La responsabilità dei media… e la nostra
Viviamo in un mondo in cui la quantità d’informazioni prodotte è tale da rischiare potenzialmente e continuamente di travolgerci. Oltretutto, la stragrande maggioranza di queste informazioni proviene da fonti mediatiche che non prendono sul serio la loro responsabilità di raccontare la verità ai loro lettori o ascoltatori, ma che sono mossi dall’unico interesse di accumulare più copie vendute, più clic, più audience, e quindi di vendere più pubblicità.
Il risultato è sotto gli occhi di tutti: paura, rabbia, stress, caos, terrore, paranoia, panico. Se dunque chi fa informazione, in moltissimi casi, non si assume la propria responsabilità, spetta a noi che la fruiamo assumerci la nostra: quella di non lasciar inquinare la nostra vita e il nostro corpo da questo fiume infetto di emozioni tossiche. E quella di non indurre i media a produrre sempre più notizie sensazionalistiche, obiettivo che possiamo raggiungere semplicemente smettendo di consumarle con questa avidità.

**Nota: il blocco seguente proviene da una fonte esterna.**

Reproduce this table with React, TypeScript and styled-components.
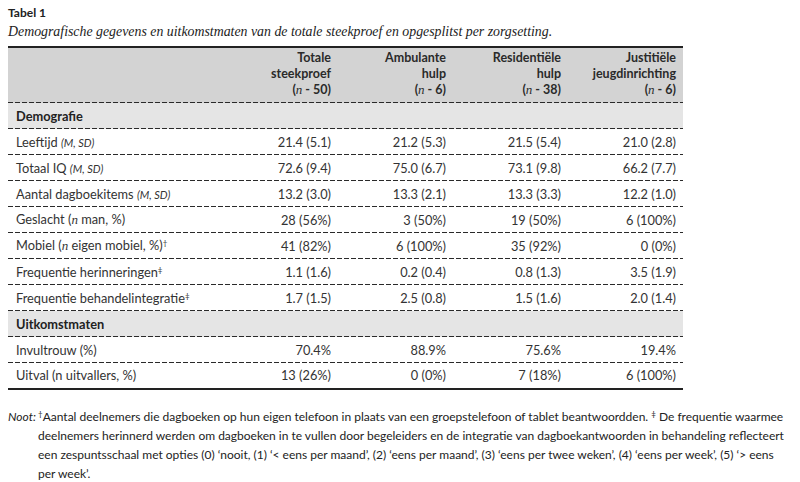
import React from "react";
import styled, { createGlobalStyle } from "styled-components";

const Global = createGlobalStyle`
  html, body { margin: 0; padding: 0; background: #fff; }
  body { font-family: Lato, "Open Sans", sans-serif; color: #2a2a2a; }
`;

const Page = styled.div`
  padding: 5px 8px 0 8px;
  width: 784px;
`;

const Title = styled.div`
  font-family: Lato, sans-serif;
  font-weight: 700;
  font-size: 12px;
  line-height: 15px;
  color: #222;
`;

const Caption = styled.div`
  font-family: "Liberation Serif", "DejaVu Serif", serif;
  font-style: italic;
  font-size: 13.85px;
  line-height: 20px;
  margin-top: 2px;
  color: #222;
`;

const dash = `repeating-linear-gradient(to right, #2a2a2a 0 5px, transparent 5px 7px)`;

const Table = styled.table`
  margin-top: 4px;
  width: 667px;
  border-collapse: collapse;
  border-top: 2px solid #222;
  border-bottom: 2px solid #222;
  table-layout: fixed;
  font-size: 12.8px;
`;

const HeadRow = styled.tr`
  background-color: #d3d3d3;
  background-image: ${dash};
  background-size: 100% 1px;
  background-position: left bottom;
  background-repeat: no-repeat;
`;

const HeadCell = styled.th`
  text-align: right;
  vertical-align: bottom;
  font-weight: 700;
  font-size: 12.5px;
  line-height: 16px;
  padding: 2px 7px 5px 0;
  height: 47px;
  color: #2a2a2a;
`;

const N = styled.i`
  font-family: "Liberation Serif", serif;
  font-weight: 400;
  font-size: 13px;
`;

const Row = styled.tr<{ $section?: boolean; $last?: boolean }>`
  height: 26px;
  background-color: ${(p) => (p.$section ? "#e5e5e5" : "#fff")};
  background-image: ${(p) => (p.$last ? "none" : dash)};
  background-size: 100% 1px;
  background-position: left bottom;
  background-repeat: no-repeat;
`;

const Label = styled.td<{ $bold?: boolean }>`
  text-align: left;
  padding: 0 0 1px 8px;
  font-weight: ${(p) => (p.$bold ? 700 : 400)};
  color: ${(p) => (p.$bold ? "#222" : "#333")};
  white-space: nowrap;
`;

const Cell = styled.td`
  text-align: right;
  padding: 0 7px 1px 0;
  white-space: nowrap;
  color: #333;
`;

const Em = styled.i`
  font-size: 11px;
`;

const Sup = styled.span`
  font-size: 8px;
  line-height: 1;
  vertical-align: 4px;
`;

const Note = styled.div`
  margin-top: 17px;
  display: grid;
  grid-template-columns: 30px 1fr;
  font-size: 12px;
  line-height: 19px;
  color: #222;
`;

const NoteLabel = styled.i``;

const cols = ["215px", "115px", "115px", "115px", "115px"];

type R = { label: React.ReactNode; v: string[] };

const demo: R[] = [
  { label: <>Leeftijd <Em>(M, SD)</Em></>, v: ["21.4 (5.1)", "21.2 (5.3)", "21.5 (5.4)", "21.0 (2.8)"] },
  { label: <>Totaal IQ <Em>(M, SD)</Em></>, v: ["72.6 (9.4)", "75.0 (6.7)", "73.1 (9.8)", "66.2 (7.7)"] },
  { label: <>Aantal dagboekitems <Em>(M, SD)</Em></>, v: ["13.2 (3.0)", "13.3 (2.1)", "13.3 (3.3)", "12.2 (1.0)"] },
  { label: <>Geslacht (<N>n</N> man, %)</>, v: ["28 (56%)", "3 (50%)", "19 (50%)", "6 (100%)"] },
  { label: <>Mobiel (<N>n</N> eigen mobiel, %)<Sup>†</Sup></>, v: ["41 (82%)", "6 (100%)", "35 (92%)", "0 (0%)"] },
  { label: <>Frequentie herinneringen<Sup>‡</Sup></>, v: ["1.1 (1.6)", "0.2 (0.4)", "0.8 (1.3)", "3.5 (1.9)"] },
  { label: <>Frequentie behandelintegratie<Sup>‡</Sup></>, v: ["1.7 (1.5)", "2.5 (0.8)", "1.5 (1.6)", "2.0 (1.4)"] },
];

const outcome: R[] = [
  { label: <>Invultrouw (%)</>, v: ["70.4%", "88.9%", "75.6%", "19.4%"] },
  { label: <>Uitval (n uitvallers, %)</>, v: ["13 (26%)", "0 (0%)", "7 (18%)", "6 (100%)"] },
];

const heads = [
  ["Totale", "steekproef", "50"],
  ["Ambulante", "hulp", "6"],
  ["Residentiële", "hulp", "38"],
  ["Justitiële", "jeugdinrichting", "6"],
];

export default function App() {
  return (
    <Page>
      <Global />
      <Title>Tabel 1</Title>
      <Caption>Demografische gegevens en uitkomstmaten van de totale steekproef en opgesplitst per zorgsetting.</Caption>
      <Table>
        <colgroup>
          {cols.map((w, i) => (
            <col key={i} style={{ width: w }} />
          ))}
        </colgroup>
        <thead>
          <HeadRow>
            <HeadCell />
            {heads.map((h) => (
              <HeadCell key={h[0]}>
                {h[0]}
                <br />
                {h[1]}
                <br />(<N>n</N> - {h[2]})
              </HeadCell>
            ))}
          </HeadRow>
        </thead>
        <tbody>
          <Row $section>
            <Label $bold>Demografie</Label>
            <Cell />
            <Cell />
            <Cell />
            <Cell />
          </Row>
          {demo.map((r, i) => (
            <Row key={i}>
              <Label>{r.label}</Label>
              {r.v.map((x, j) => (
                <Cell key={j}>{x}</Cell>
              ))}
            </Row>
          ))}
          <Row $section>
            <Label $bold>Uitkomstmaten</Label>
            <Cell />
            <Cell />
            <Cell />
            <Cell />
          </Row>
          {outcome.map((r, i) => (
            <Row key={i} $last={i === outcome.length - 1}>
              <Label>{r.label}</Label>
              {r.v.map((x, j) => (
                <Cell key={j}>{x}</Cell>
              ))}
            </Row>
          ))}
        </tbody>
      </Table>
      <Note>
        <NoteLabel>Noot:</NoteLabel>
        <div>
          <Sup>†</Sup>Aantal deelnemers die dagboeken op hun eigen telefoon in plaats van een groepstelefoon of tablet beantwoordden. <Sup>‡</Sup> De frequentie waarmee deelnemers herinnerd werden om dagboeken in te vullen door begeleiders en de integratie van dagboekantwoorden in behandeling reflecteert een zespuntsschaal met opties (0) ‘nooit, (1) ‘&lt; eens per maand’, (2) ‘eens per maand’, (3) ‘eens per twee weken’, (4) ‘eens per week’, (5) ‘&gt; eens per week’.
        </div>
      </Note>
    </Page>
  );
}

Perché preoccuparsi è inutile
Di stress e di preoccupazione ne viviamo già a sufficienza e non è affatto utile né sano aumentarne ulteriormente la portata. Non solo perché questi stati emotivi influiscono in maniera pesantemente negativa sulla qualità della nostra esistenza, ma perché drenano energie che potremmo invece investire produttivamente nella ricerca creativa delle nostre soluzioni con cui affrontare questa fase critica.
La psicosi ci induce a porre più attenzione sulle cose che non ci piacciono, da cui fuggire, contro cui lottare, rispetto a quelle che invece ci piacciono, che vogliamo abbracciare, verso le quali puntiamo. Ma questo sforzo di resistenza, in realtà, non fa altro che aggiungere energia al problema, non certo alla soluzione. Credo che tutti quanti, almeno una volta, abbiamo sperimentato quanto sentirci arrabbiati o impauriti ci privi della lucidità necessaria per cercare una via d’uscita, e rischi addirittura di privarci del nostro potere.
Non è un caso se chi comanda questa società ha tutto l’interesse soggettivo a diffondere paura nella popolazione, perché una collettività spaventata è molto più facile da controllare. La nostra responsabilità, come esseri umani, persone, ma anche cittadini di una nazione, dunque, è quella di rompere queste catene di timori che ci tengono bloccati, e di allenarci a ragionare, ad analizzare la situazione e a prendere decisioni con la nostra personale saggezza.